Are there people you've played with here who you really felt are doing something that people aren't doing in the West – in a positive way?
Sakata. For sure, Sakata. Absolutely, Sakata. Sakata's amazing. Sakata's really great. I don't subscribe much to that whole East/West thing. Well, [Keiji] Haino, of course – but Haino's Haino.
Is it a challenge playing with him?
No, I've never had a problem. I have a problem when he points the amp at me on purpose. I remember that show – that show really hurt. I didn't hear for three days after that show. Right before we started, he just turns the amp to me and gives me this smile. ‘Oh, you asshole!’
You're not wearing earplugs, I take it?
No, I can't play with earplugs.
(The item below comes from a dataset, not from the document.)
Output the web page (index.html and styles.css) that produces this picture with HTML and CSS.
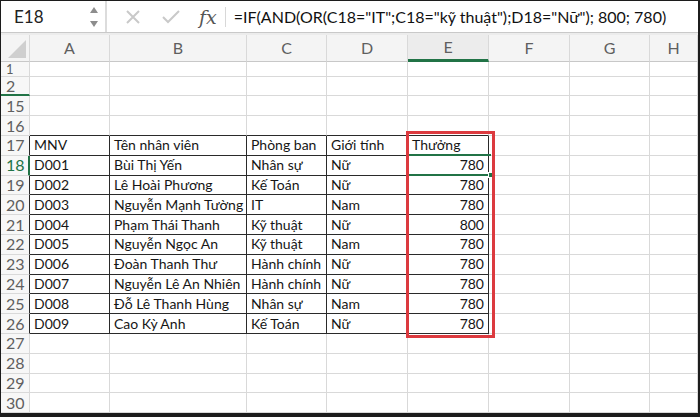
FILE: index.html
```html
<!DOCTYPE html>
<html lang="vi">
<head>
<meta charset="utf-8">
<title>Excel</title>
<link rel="stylesheet" href="styles.css">
</head>
<body>
<div class="frame">
  <div class="fbar">
    <div class="namebox">
      <span class="ref">E18</span>
      <svg class="spin" width="10" height="22" viewBox="0 0 10 22"><path d="M5 1 L9 7 L1 7 Z" fill="#8d8d8d"/><path d="M1 15 L9 15 L5 21 Z" fill="#8d8d8d"/></svg>
    </div>
    <div class="tools">
      <svg class="ico" width="18" height="18" viewBox="0 0 18 18"><path d="M3 3 L15 15 M15 3 L3 15" stroke="#c9c9c9" stroke-width="2" fill="none"/></svg>
      <svg class="ico" width="20" height="18" viewBox="0 0 20 18"><path d="M2 9 L7 14 L18 3" stroke="#c9c9c9" stroke-width="2" fill="none"/></svg>
      <span class="fx">fx</span>
    </div>
    <div class="formula">=IF(AND(OR(C18="IT";C18="kỹ thuật");D18="Nữ"); 800; 780)</div>
  </div>
  <div class="band"></div>
  <div class="wrap">
    <div class="sheet">
      <div class="c ch corner"><svg width="20" height="20" viewBox="0 0 20 20"><path d="M19 1 L19 19 L1 19 Z" fill="#cfcfcf"/></svg></div>
      <div class="c ch">A</div><div class="c ch">B</div><div class="c ch">C</div><div class="c ch">D</div><div class="c ch sel">E</div><div class="c ch">F</div><div class="c ch">G</div><div class="c ch">H</div>

      <div class="c rh short">1</div><div class="c"></div><div class="c"></div><div class="c"></div><div class="c"></div><div class="c"></div><div class="c"></div><div class="c"></div><div class="c"></div>
      <div class="c rh hid">2</div><div class="c"></div><div class="c"></div><div class="c"></div><div class="c"></div><div class="c"></div><div class="c"></div><div class="c"></div><div class="c"></div>
      <div class="c rh">15</div><div class="c"></div><div class="c"></div><div class="c"></div><div class="c"></div><div class="c"></div><div class="c"></div><div class="c"></div><div class="c"></div>
      <div class="c rh">16</div><div class="c tb"></div><div class="c tb"></div><div class="c tb"></div><div class="c tb"></div><div class="c tb"></div><div class="c"></div><div class="c"></div><div class="c"></div>

      <div class="c rh tl">17</div><div class="c t">MNV</div><div class="c t">Tên nhân viên</div><div class="c t">Phòng ban</div><div class="c t">Giới tính</div><div class="c t">Thưởng</div><div class="c"></div><div class="c"></div><div class="c"></div>
      <div class="c rh tl act">18</div><div class="c t">D001</div><div class="c t">Bùi Thị Yến</div><div class="c t">Nhân sự</div><div class="c t">Nữ</div><div class="c t n">780</div><div class="c"></div><div class="c"></div><div class="c"></div>
      <div class="c rh tl">19</div><div class="c t">D002</div><div class="c t">Lê Hoài Phương</div><div class="c t">Kế Toán</div><div class="c t">Nữ</div><div class="c t n">780</div><div class="c"></div><div class="c"></div><div class="c"></div>
      <div class="c rh tl">20</div><div class="c t">D003</div><div class="c t">Nguyễn Mạnh Tường</div><div class="c t">IT</div><div class="c t">Nam</div><div class="c t n">780</div><div class="c"></div><div class="c"></div><div class="c"></div>
      <div class="c rh tl">21</div><div class="c t">D004</div><div class="c t">Phạm Thái Thanh</div><div class="c t">Kỹ thuật</div><div class="c t">Nữ</div><div class="c t n">800</div><div class="c"></div><div class="c"></div><div class="c"></div>
      <div class="c rh tl">22</div><div class="c t">D005</div><div class="c t">Nguyễn Ngọc An</div><div class="c t">Kỹ thuật</div><div class="c t">Nam</div><div class="c t n">780</div><div class="c"></div><div class="c"></div><div class="c"></div>
      <div class="c rh tl">23</div><div class="c t">D006</div><div class="c t">Đoàn Thanh Thư</div><div class="c t">Hành chính</div><div class="c t">Nữ</div><div class="c t n">780</div><div class="c"></div><div class="c"></div><div class="c"></div>
      <div class="c rh tl">24</div><div class="c t">D007</div><div class="c t">Nguyễn Lê An Nhiên</div><div class="c t">Hành chính</div><div class="c t">Nữ</div><div class="c t n">780</div><div class="c"></div><div class="c"></div><div class="c"></div>
      <div class="c rh tl">25</div><div class="c t">D008</div><div class="c t">Đỗ Lê Thanh Hùng</div><div class="c t">Nhân sự</div><div class="c t">Nam</div><div class="c t n">780</div><div class="c"></div><div class="c"></div><div class="c"></div>
      <div class="c rh tl">26</div><div class="c t">D009</div><div class="c t">Cao Kỳ Anh</div><div class="c t">Kế Toán</div><div class="c t">Nữ</div><div class="c t n">780</div><div class="c"></div><div class="c"></div><div class="c"></div>

      <div class="c rh">27</div><div class="c"></div><div class="c"></div><div class="c"></div><div class="c"></div><div class="c"></div><div class="c"></div><div class="c"></div><div class="c"></div>
      <div class="c rh">28</div><div class="c"></div><div class="c"></div><div class="c"></div><div class="c"></div><div class="c"></div><div class="c"></div><div class="c"></div><div class="c"></div>
      <div class="c rh">29</div><div class="c"></div><div class="c"></div><div class="c"></div><div class="c"></div><div class="c"></div><div class="c"></div><div class="c"></div><div class="c"></div>
      <div class="c rh">30</div><div class="c"></div><div class="c"></div><div class="c"></div><div class="c"></div><div class="c"></div><div class="c"></div><div class="c"></div><div class="c"></div>
    </div>
    <div class="selbox"><span class="handle"></span></div>
    <div class="redbox"></div>
  </div>
</div>
</body>
</html>
```

FILE: styles.css
```css
* { box-sizing: border-box; }
html, body { margin: 0; padding: 0; background: #1c1c1c; }
body { width: 700px; height: 417px; overflow: hidden; }

.frame {
  width: 700px;
  height: 417px;
  border: 1px solid #1c1c1c;
  border-right-width: 2px;
  border-bottom-width: 4px;
  background: #ffffff;
  overflow: hidden;
  font-family: Lato, "Open Sans", sans-serif;
  color: #161616;
}

.fbar {
  height: 32px;
  display: flex;
  align-items: center;
  background: #ffffff;
  border-bottom: 1px solid #c9c9c9;
}
.namebox {
  width: 106px;
  height: 100%;
  display: flex;
  align-items: center;
  justify-content: space-between;
  padding: 0 6px 0 13px;
  border-right: 2px solid #dcdcdc;
}
.ref { font-size: 17px; color: #222; }
.tools {
  display: flex;
  align-items: center;
  height: 100%;
  padding-left: 17px;
}
.tools .ico:first-child { margin-right: 19px; }
.tools .ico:nth-child(2) { margin-right: 18px; }
.fx {
  font-family: "DejaVu Serif", "Liberation Serif", serif;
  font-style: italic;
  font-size: 19px;
  color: #555;
  padding-right: 8px;
  border-right: 1px solid #d8d8d8;
  line-height: 20px;
}
.formula {
  padding-left: 8px;
  font-size: 16px;
  color: #111;
  white-space: nowrap;
}

.band { height: 2px; background: #ececec; }

.wrap { position: relative; }
.sheet {
  display: grid;
  grid-template-columns: 29px 80px 137px 80px 81px 81px 81px 80px 1fr;
  grid-template-rows: 27px 15px 19px 20px 20px repeat(14, 19.8px);
  font-size: 14px;
  line-height: 1;
}
.c {
  border-right: 1px solid #d9d9d9;
  border-bottom: 1px solid #d9d9d9;
  display: flex;
  align-items: center;
  padding: 0 4px;
  white-space: nowrap;
  overflow: hidden;
}
.ch {
  background: #f4f4f4;
  justify-content: center;
  color: #5f5f5f;
  font-size: 16px;
  border-bottom-color: #c8c8c8;
}
.corner { justify-content: flex-end; align-items: flex-end; padding: 0 2px 2px 0; }
.ch.sel { border-bottom: 3px solid #217346; background: #ececec; }
.rh {
  background: #f7f7f7;
  color: #5f5f5f;
  font-size: 16px;
  padding-left: 5px;
}
.rh.short { font-size: 13px; overflow: visible; }
.rh.hid { border-bottom: 2px solid #217346; }
.rh.act { color: #217346; border-right: 2px solid #217346; }
.rh.tl:not(.act) { border-right-color: #2a2a2a; }
.tb { border-bottom-color: #2a2a2a; }
.t { border-right-color: #2a2a2a; border-bottom-color: #2a2a2a; }
.n { justify-content: flex-end; }

.selbox {
  position: absolute;
  left: 407px;
  top: 119px;
  width: 83px;
  height: 22px;
  border-top: 2px solid #217346;
  border-bottom: 2px solid #217346;
}
.handle {
  position: absolute;
  right: -3px;
  bottom: -4px;
  width: 6px;
  height: 6px;
  background: #217346;
  border: 1px solid #fff;
}
.redbox {
  position: absolute;
  left: 405px;
  top: 96px;
  width: 89px;
  height: 207px;
  border: 3px solid #dc3a3f;
}
```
Wow, that was… No, I never have a problem playing with Haino. I don't want to say it's easy, but it's like, you know, it just happens – it's no problem. Playing with someone like Loren Mazzacane is difficult, because all of a sudden you're in Loren Mazzacane [country], you don't know where the hell he's going – he just suddenly veers off-course, and… he's always right. But it's like, ‘You're off on some tangent now! Where did that come from?’ Which is of course exciting, but you really have to stay on your toes, playing with someone like him. Sakata too, sometimes: he decides to just drop and go off…
Gets out the bells and starts singing…
Well, that's actually… you always expect that. I always expect the bells and singing. It's more like, ‘When is it going to come? Is it going to be the first set or the second set?’ Nah, especially with his clarinet playing, you really have to be on your toes. Haino, not so much. Haino throws curves, but they're a different kind of curves – they're easier to follow, in a way, because you're not playing with him in the same way you play with other people. You're kind of more accompanying, with Haino. I mean, some people don't play with him that way, but I play with him like that: I'm like, ‘I'm going to make frames or change the lighting’ – that's kind of how I think about it. Haino's very special, and Sakata's very special. … I also think he's [Haino's] changed a bit in the past few years. I think he plays with other people differently than he used to.